WRITTEN REQUEST | Drop every picture. Then return, exactly, the lines from the beginning of the listing below through the one containing "import React from".

DATASET CONTENT |
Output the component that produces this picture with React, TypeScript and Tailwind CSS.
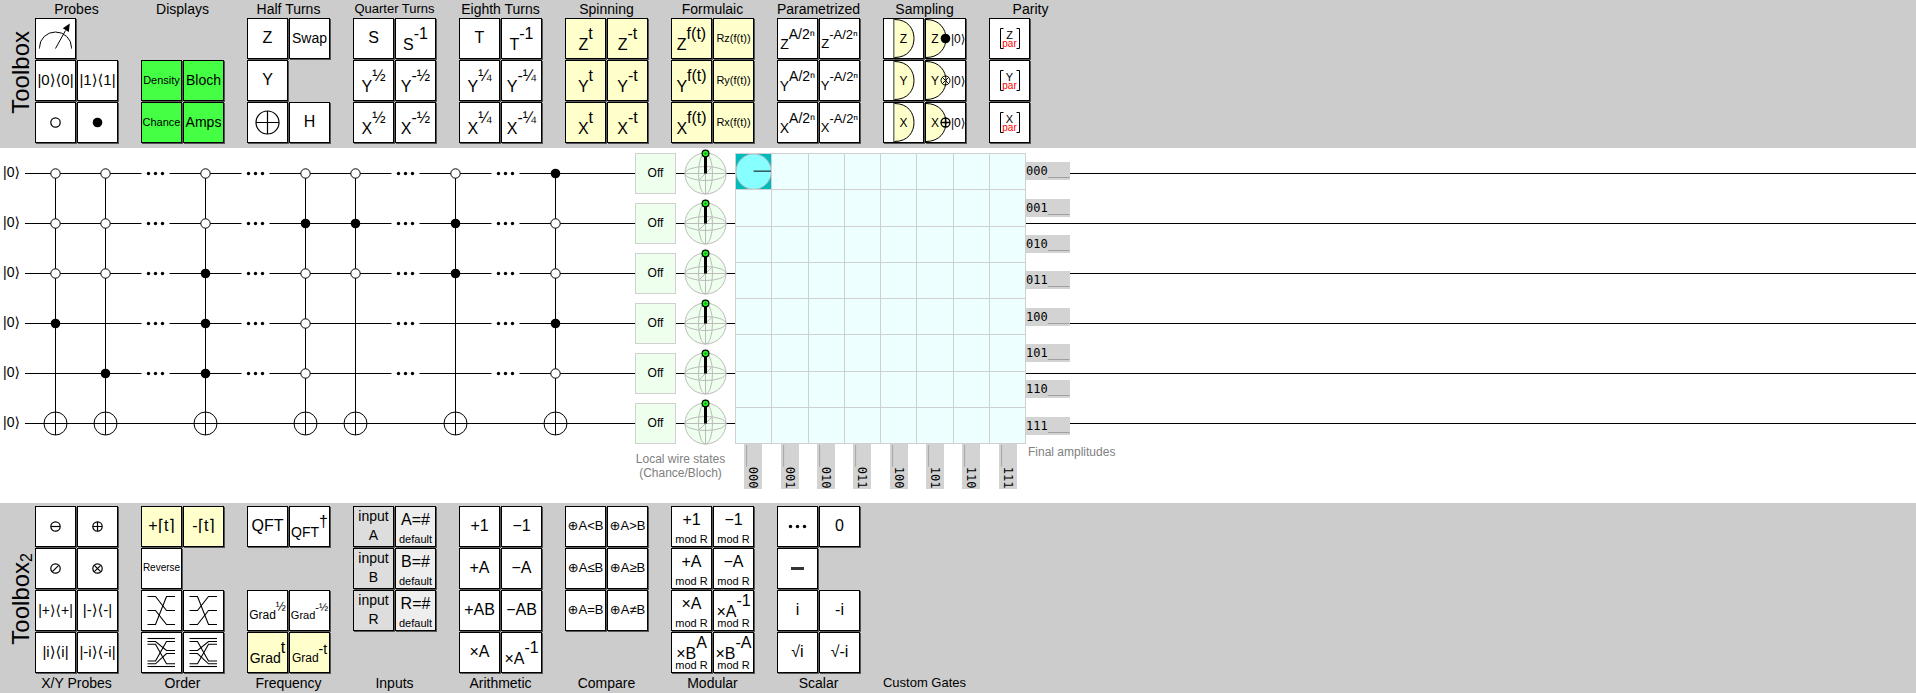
import React from "react";

type Gate = {
  t?: string;
  sup?: string;
  sub?: string;
  size?: string;
  supSize?: string;
  drop?: string;
  bg?: string;
  art?: React.ReactNode;
  name?: string;
} | null;

type Group = { title: string; titleSize?: string; gates: Gate[] };

const YELLOW = "bg-[#ffffcc]";
const GREEN = "bg-[#44ff44]";
const INPUT = "bg-[#dddddd]";
const DEFAULT = "bg-[#eeeeee]";

function Art({ children }: { children: React.ReactNode }) {
  return (
    <svg viewBox="0 0 39 39" className="block h-[39px] w-[39px]" fill="none" stroke="black" aria-hidden="true">
      {children}
    </svg>
  );
}

const dot = (
  <Art>
    <circle cx="19.5" cy="19.5" r="4.8" fill="black" stroke="none" />
  </Art>
);

function Circled({ d, r = 4.7 }: { d?: string; r?: number }) {
  return (
    <Art>
      <circle cx="19.5" cy="19.5" r={r} strokeWidth="1.2" />
      {d && <path d={d} strokeWidth="1.2" />}
    </Art>
  );
}

function Meter() {
  return (
    <Art>
      <path d="M3.5 29.5V28.5A16 15.5 0 0 1 35.5 28.5V29.5" />
      <path d="M19.5 29.5L29.5 11.5" />
      <path d="M33.8 4.5L32.8 13L26.8 9.2Z" fill="black" stroke="none" />
    </Art>
  );
}

function Wires({ left, right }: { left: number[]; right: number[] }) {
  return (
    <Art>
      {left.map((y, i) => (
        <path key={i} d={`M5.5 ${y}H13.5L24.5 ${right[i]}H33`} strokeWidth="1.1" />
      ))}
    </Art>
  );
}

const svgText = "fill-black stroke-none font-['Liberation_Sans','DejaVu_Sans',sans-serif]";

function Detector({ axis }: { axis: string }) {
  return (
    <Art>
      <path d="M10 0.5H13A17.5 19 0 0 1 13 38.5H10Z" fill="#ffffcc" stroke="none" />
      <path d="M10 0V39" stroke="#777" strokeWidth="2" />
      <path d="M10.5 0.5C24 0.5 30 10 30 19.5S24 38.5 10.5 38.5" fill="#ffffcc" />
      <text x="19.5" y="24" textAnchor="middle" className={`text-[12px] ${svgText}`}>{axis}</text>
    </Art>
  );
}

function ResetDetector({ axis, mark }: { axis: string; mark: React.ReactNode }) {
  return (
    <Art>
      <path d="M0 0.5C13.5 0.5 20 10 20 19.5S13.5 38.5 0 38.5" fill="#ffffcc" />
      <text x="9" y="24" textAnchor="middle" className={`text-[12px] ${svgText}`}>{axis}</text>
      {mark}
      <text x="25" y="24" className={`text-[12px] ${svgText}`}>|0⟩</text>
    </Art>
  );
}

function Parity({ axis }: { axis: string }) {
  return (
    <Art>
      <path d="M13.5 9.5H10.5V29.5H13.5M26.5 9.5H29.5V29.5H26.5" />
      <text x="19.5" y="20" textAnchor="middle" className={`text-[11px] ${svgText}`}>{axis}</text>
      <text x="19.5" y="28" textAnchor="middle" className="fill-[#ff0000] stroke-none text-[10px] font-['Liberation_Sans',sans-serif]">par</text>
    </Art>
  );
}

const topGroups: Group[] = [
  {
    title: "Probes",
    gates: [
      { art: <Meter />, name: "Measure" }, null,
      { t: "|0⟩⟨0|", size: "text-[15px]" }, { t: "|1⟩⟨1|", size: "text-[15px]" },
      { art: <Circled />, name: "Anti-control" }, { art: dot, name: "Control" },
    ],
  },
  {
    title: "Displays",
    gates: [
      null, null,
      { t: "Density", size: "text-[11px]", bg: GREEN }, { t: "Bloch", size: "text-[14px]", bg: GREEN },
      { t: "Chance", size: "text-[11px]", bg: GREEN }, { t: "Amps", size: "text-[14px]", bg: GREEN },
    ],
  },
  {
    title: "Half Turns",
    gates: [
      { t: "Z" }, { t: "Swap", size: "text-[14px]" },
      { t: "Y" }, null,
      { art: <Circled r={11.5} d="M8 19.5H31M19.5 8V31" />, name: "Not" }, { t: "H" },
    ],
  },
  {
    title: "Quarter Turns",
    titleSize: "text-[13px]",
    gates: [
      { t: "S" }, { t: "S", sup: "-1" },
      { t: "Y", sup: "½" }, { t: "Y", sup: "-½" },
      { t: "X", sup: "½" }, { t: "X", sup: "-½" },
    ],
  },
  {
    title: "Eighth Turns",
    gates: [
      { t: "T" }, { t: "T", sup: "-1" },
      { t: "Y", sup: "¼" }, { t: "Y", sup: "-¼" },
      { t: "X", sup: "¼" }, { t: "X", sup: "-¼" },
    ],
  },
  {
    title: "Spinning",
    gates: ["Z", "Y", "X"].flatMap((a): Gate[] => [
      { t: a, sup: "t", bg: YELLOW }, { t: a, sup: "-t", bg: YELLOW },
    ]),
  },
  {
    title: "Formulaic",
    gates: ["Z", "Y", "X"].flatMap((a): Gate[] => [
      { t: a, sup: "f(t)", bg: YELLOW }, { t: `R${a.toLowerCase()}(f(t))`, size: "text-[11px]", bg: YELLOW },
    ]),
  },
  {
    title: "Parametrized",
    gates: ["Z", "Y", "X"].flatMap((a): Gate[] => [
      { t: a, sup: "A/2ⁿ", size: "text-[14px]", supSize: "text-[14px]", drop: "pt-[10px]" },
      { t: a, sup: "-A/2ⁿ", size: "text-[13px]", supSize: "text-[13px]", drop: "pt-[9px]" },
    ]),
  },
  {
    title: "Sampling",
    gates: [
      { art: <Detector axis="Z" />, name: "Z detector" },
      { art: <ResetDetector axis="Z" mark={<circle cx="19.5" cy="19.5" r="4.8" fill="black" stroke="none" />} />, name: "Z detector with reset" },
      { art: <Detector axis="Y" />, name: "Y detector" },
      { art: <ResetDetector axis="Y" mark={<path d="M15 19.5a4.5 4.5 0 1 0 9 0a4.5 4.5 0 1 0 -9 0M16.3 16.3L22.7 22.7M16.3 22.7L22.7 16.3" />} />, name: "Y detector with reset" },
      { art: <Detector axis="X" />, name: "X detector" },
      { art: <ResetDetector axis="X" mark={<path d="M15 19.5a4.5 4.5 0 1 0 9 0a4.5 4.5 0 1 0 -9 0M15 19.5H24M19.5 15V24" strokeWidth="1.3" />} />, name: "X detector with reset" },
    ],
  },
  {
    title: "Parity",
    gates: [
      { art: <Parity axis="Z" />, name: "Z parity" }, null,
      { art: <Parity axis="Y" />, name: "Y parity" }, null,
      { art: <Parity axis="X" />, name: "X parity" }, null,
    ],
  },
];

const THREE = [5.5, 19.5, 33.5];
const SPLIT = [5.5, 8.5, 11.2, 28, 30.8, 33.5];
const WOVEN = [5.5, 17.5, 30.8, 8.5, 20.5, 33.5];

const bottomGroups: Group[] = [
  {
    title: "X/Y Probes",
    gates: [
      { art: <Circled d="M15 19.5H24" />, name: "Minus control" }, { art: <Circled d="M15 19.5H24M19.5 15V24" />, name: "Plus control" },
      { art: <Circled d="M16.3 22.7L22.7 16.3" />, name: "Anti cross control" }, { art: <Circled d="M16.3 22.7L22.7 16.3M16.3 16.3L22.7 22.7" />, name: "Cross control" },
      { t: "|+⟩⟨+|", size: "text-[14px]" }, { t: "|-⟩⟨-|", size: "text-[15px]" },
      { t: "|i⟩⟨i|", size: "text-[15px]" }, { t: "|-i⟩⟨-i|", size: "text-[15px]" },
    ],
  },
  {
    title: "Order",
    gates: [
      { t: "+⌈t⌉", bg: YELLOW }, { t: "-⌈t⌉", bg: YELLOW },
      { t: "Reverse", size: "text-[10px]" }, null,
      { art: <Wires left={THREE} right={[19.5, 33.5, 5.5]} />, name: "Rotate down" },
      { art: <Wires left={THREE} right={[33.5, 5.5, 19.5]} />, name: "Rotate up" },
      { art: <Wires left={SPLIT} right={WOVEN} />, name: "Interleave" },
      { art: <Wires left={WOVEN} right={SPLIT} />, name: "Deinterleave" },
    ],
  },
  {
    title: "Frequency",
    gates: [
      { t: "QFT" }, { t: "QFT", sup: "†", size: "text-[14px]", drop: "pt-[10px]" },
      null, null,
      { t: "Grad", sup: "½", size: "text-[12px]", supSize: "text-[12px]", drop: "pt-[8px]" },
      { t: "Grad", sup: "-½", size: "text-[11px]", supSize: "text-[11px]", drop: "pt-[8px]" },
      { t: "Grad", sup: "t", size: "text-[14px]", bg: YELLOW, drop: "pt-[10px]" },
      { t: "Grad", sup: "-t", size: "text-[12px]", supSize: "text-[14px]", bg: YELLOW, drop: "pt-[9px]" },
    ],
  },
  {
    title: "Inputs",
    gates: ["A", "B", "R"].flatMap((a): Gate[] => [
      { t: "input", sub: a, size: "text-[14px]", bg: INPUT }, { t: `${a}=#`, sub: "default", bg: DEFAULT },
    ]),
  },
  {
    title: "Arithmetic",
    gates: [
      { t: "+1" }, { t: "−1" }, { t: "+A" }, { t: "−A" },
      { t: "+AB" }, { t: "−AB" }, { t: "×A" }, { t: "×A", sup: "-1" },
    ],
  },
  {
    title: "Compare",
    gates: ["<", ">", "≤", "≥", "=", "≠"].map((op): Gate => ({ t: `⊕A${op}B`, size: "text-[13px]" })),
  },
  {
    title: "Modular",
    gates: [
      { t: "+1", sub: "mod R" }, { t: "−1", sub: "mod R" },
      { t: "+A", sub: "mod R" }, { t: "−A", sub: "mod R" },
      { t: "×A", sub: "mod R" }, { t: "×A", sup: "-1", sub: "mod R" },
      { t: "×B", sup: "A", sub: "mod R" }, { t: "×B", sup: "-A", sub: "mod R" },
    ],
  },
  {
    title: "Scalar",
    gates: [
      {
        art: (
          <Art>
            <g fill="black" stroke="none">
              <circle cx="12.5" cy="19.5" r="1.7" />
              <circle cx="19.5" cy="19.5" r="1.7" />
              <circle cx="26.5" cy="19.5" r="1.7" />
            </g>
          </Art>
        ),
        name: "Spacer",
      },
      { t: "0" },
      { art: <Art><path d="M13 19.5H26" stroke="#333" strokeWidth="3" /></Art>, name: "Identity" }, null,
      { t: "i" }, { t: "-i" },
      { t: "√i" }, { t: "√-i" },
    ],
  },
  { title: "Custom Gates", titleSize: "text-[13px]", gates: [] },
];

function GateFace({ gate }: { gate: NonNullable<Gate> }) {
  if (gate.art) return <>{gate.art}</>;
  const size = gate.size ?? "text-[16px]";
  const power = gate.sup && (
    <span className="flex items-start pt-px">
      <span className={`${gate.drop ?? "pt-[11px]"} ${size}`}>{gate.t}</span>
      <span className={gate.supSize ?? "text-[16px]"}>{gate.sup}</span>
    </span>
  );
  if (gate.sub) {
    const caption = gate.sub === "default" || gate.sub === "mod R";
    return (
      <span className={`flex h-full flex-col items-center justify-between pb-px ${caption ? "pt-[5px]" : "pt-px"}`}>
        {gate.sup ? <span className="-mt-1 -mb-3">{power}</span> : <span className={size}>{gate.t}</span>}
        {caption ? (
          <span className="text-[11px] leading-[12px]">{gate.sub}</span>
        ) : (
          <span className={`pb-[2px] ${size}`}>{gate.sub}</span>
        )}
      </span>
    );
  }
  return power || <span className={`pb-[2px] ${size}`}>{gate.t}</span>;
}

function GateGroup({ group, titleBelow }: { group: Group; titleBelow?: boolean }) {
  return (
    <section className={`flex w-[83px] shrink-0 items-center ${titleBelow ? "flex-col-reverse justify-start gap-[2px]" : "flex-col gap-px"}`}>
      <h2 className={`whitespace-nowrap leading-4 ${group.titleSize ?? "text-[14px]"}`}>{group.title}</h2>
      <div className="grid w-full flex-1 auto-rows-[41px] grid-cols-[41px_41px] gap-px">
        {group.gates.map((gate, i) =>
          gate ? (
            <button
              key={i}
              type="button"
              aria-label={gate.name}
              className={`flex items-center justify-center overflow-visible whitespace-nowrap border border-black leading-4 shadow-[1px_1px_0_#555] ${gate.bg ?? "bg-white"}`}
            >
              <GateFace gate={gate} />
            </button>
          ) : (
            <span key={i} />
          ),
        )}
      </div>
    </section>
  );
}

function Toolbox({ label, groups, titleBelow }: { label: React.ReactNode; groups: Group[]; titleBelow?: boolean }) {
  return (
    <div className={`flex bg-[#cccccc] ${titleBelow ? "pt-[3px] pb-[2px]" : "pt-px pb-[5px]"}`}>
      <div className="flex w-[35px] shrink-0 items-center justify-center pl-[6px]">
        <h1 className="rotate-180 whitespace-nowrap text-[24px] leading-7 [writing-mode:vertical-rl]">{label}</h1>
      </div>
      <div className="flex gap-[23px]">
        {groups.map((group) => (
          <GateGroup key={group.title} group={group} titleBelow={titleBelow} />
        ))}
      </div>
    </div>
  );
}

const WIRES = [0, 1, 2, 3, 4, 5];

/* One string per column: o = anti-control, x = control, - = untouched, n = not, . = spacer */
const COLUMNS = ["ooox-n", "ooo-xn", ".....", "ooxxxn", ".....", "oxooon", "oxo--n", ".....", "oxx--n", ".....", "xooxon"];

function CircuitDrawing() {
  return (
    <svg viewBox="0 0 610 300" className="block h-[300px] w-[610px] shrink-0" fill="none" stroke="black" aria-hidden="true">
      {COLUMNS.map((column, c) => {
        const x = 30.5 + c * 50;
        if (column[0] === ".") {
          return column.split("").map((_, r) => (
            <g key={`${c}-${r}`} fill="black" stroke="none">
              <rect x={x - 14} y={r * 50 + 20} width="28" height="11" fill="white" />
              {[-7, 0, 7].map((dx) => (
                <circle key={dx} cx={x + dx} cy={r * 50 + 25.5} r="1.7" />
              ))}
            </g>
          ));
        }
        return (
          <g key={c}>
            <path d={`M${x} 25.5V287`} />
            {column.split("").map((kind, r) => {
              const y = r * 50 + 25.5;
              if (kind === "o") return <circle key={r} cx={x} cy={y} r="4.7" fill="white" />;
              if (kind === "x") return <circle key={r} cx={x} cy={y} r="4.8" fill="black" stroke="none" />;
              if (kind === "n") return <circle key={r} cx={x} cy={y} r="11.5" />;
              return null;
            })}
          </g>
        );
      })}
    </svg>
  );
}

function Bloch() {
  return (
    <svg viewBox="0 0 41 41" className="block h-[41px] w-[41px] overflow-visible" fill="none" stroke="#bbbbbb" aria-hidden="true">
      <circle cx="20.5" cy="20.5" r="20.5" fill="#eeffee" />
      <ellipse cx="20.5" cy="20.5" rx="20.5" ry="7" />
      <ellipse cx="20.5" cy="20.5" rx="7" ry="20.5" />
      <path d="M0 20.5H41M20.5 0V41M14.5 26.5L26.5 14.5" />
      <path d="M20.5 20.5V3" stroke="black" strokeWidth="3" />
      <circle cx="20.5" cy="0.5" r="3.4" fill="#22ee22" stroke="black" strokeWidth="1.2" />
      <circle cx="20.5" cy="0.5" r="1" fill="#118811" stroke="none" />
    </svg>
  );
}

const STATES = ["000", "001", "010", "011", "100", "101", "110", "111"];

function Amplitudes() {
  return (
    <div className="grid h-[291px] grid-cols-8 grid-rows-8 border-l border-t border-[#d0d0d0] bg-[#eeffff]">
      {Array.from({ length: 64 }, (_, i) => (
        <div key={i} className="border-b border-r border-[#d0d0d0]">
          {i === 0 && (
            <svg viewBox="0 0 36 36" className="block h-full w-full bg-[#00bbbb]" fill="none" aria-hidden="true">
              <circle cx="18" cy="18" r="18" fill="#88ffff" stroke="#bbbbbb" />
              <path d="M18 17.5H36" stroke="black" />
            </svg>
          )}
        </div>
      ))}
    </div>
  );
}

const stateLabel = "bg-[#d3d3d3] font-['DejaVu_Sans_Mono',monospace] text-[12px] text-black";

function Circuit() {
  return (
    <main className="relative bg-white pb-[14px] text-[12px]">
      <div className="absolute inset-x-0 top-0 flex flex-col gap-[49px] pl-[25px] pt-[25px]" aria-hidden="true">
        {WIRES.map((w) => (
          <div key={w} className="h-px bg-black" />
        ))}
      </div>
      <div className="relative flex items-start">
        <div className="flex w-[25px] shrink-0 flex-col gap-[9px] pt-[5px] pl-[3px] text-[14px] leading-4">
          {WIRES.map((w) => (
            <span key={w} className="flex h-[41px] items-center pb-[3px]">|0⟩</span>
          ))}
        </div>
        <CircuitDrawing />
        <div className="mr-[9px] w-[91px] shrink-0 pt-[5px]">
          <div className="flex flex-col gap-[9px]">
            {WIRES.map((w) => (
              <div key={w} className="flex gap-[9px]">
                <div className="flex h-[41px] w-[41px] items-center justify-center border border-[#d0d0d0] bg-[#eeffee] pb-px">Off</div>
                <Bloch />
              </div>
            ))}
          </div>
          <p className="whitespace-nowrap pt-2 text-center leading-[14px] text-[#808080]">
            Local wire states
            <br />
            (Chance/Bloch)
          </p>
        </div>
        <div className="w-[291px] shrink-0 pt-[5px]">
          <Amplitudes />
          <div className="grid grid-cols-8">
            {STATES.map((s) => (
              <div key={s} className="flex justify-center">
                <span className={`pb-px pt-px leading-[18px] [writing-mode:vertical-rl] ${stateLabel}`}>
                  <span className="text-[#777777]">___</span>
                  {s}
                </span>
              </div>
            ))}
          </div>
        </div>
        <div className="shrink-0 pt-[5px]">
          <div className="grid h-[291px] grid-rows-8">
            {STATES.map((s) => (
              <div key={s} className="flex items-center">
                <span className={`pr-px leading-[18px] ${stateLabel}`}>
                  {s}
                  <span className="text-[#777777]">___</span>
                </span>
              </div>
            ))}
          </div>
          <p className="whitespace-nowrap pl-[2px] pt-px leading-[14px] text-[#808080]">Final amplitudes</p>
        </div>
      </div>
    </main>
  );
}

export default function App() {
  return (
    <div className="overflow-x-hidden bg-white font-['Liberation_Sans','DejaVu_Sans',sans-serif] text-black">
      <Toolbox label="Toolbox" groups={topGroups} />
      <Circuit />
      <Toolbox
        label={<>Toolbox<span className="align-sub text-[16px] leading-none">2</span></>}
        groups={bottomGroups}
        titleBelow
      />
    </div>
  );
}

ANSWER TO THIS PROBLEM |
Output the component that produces this picture with React, TypeScript and Tailwind CSS.
import React from "react";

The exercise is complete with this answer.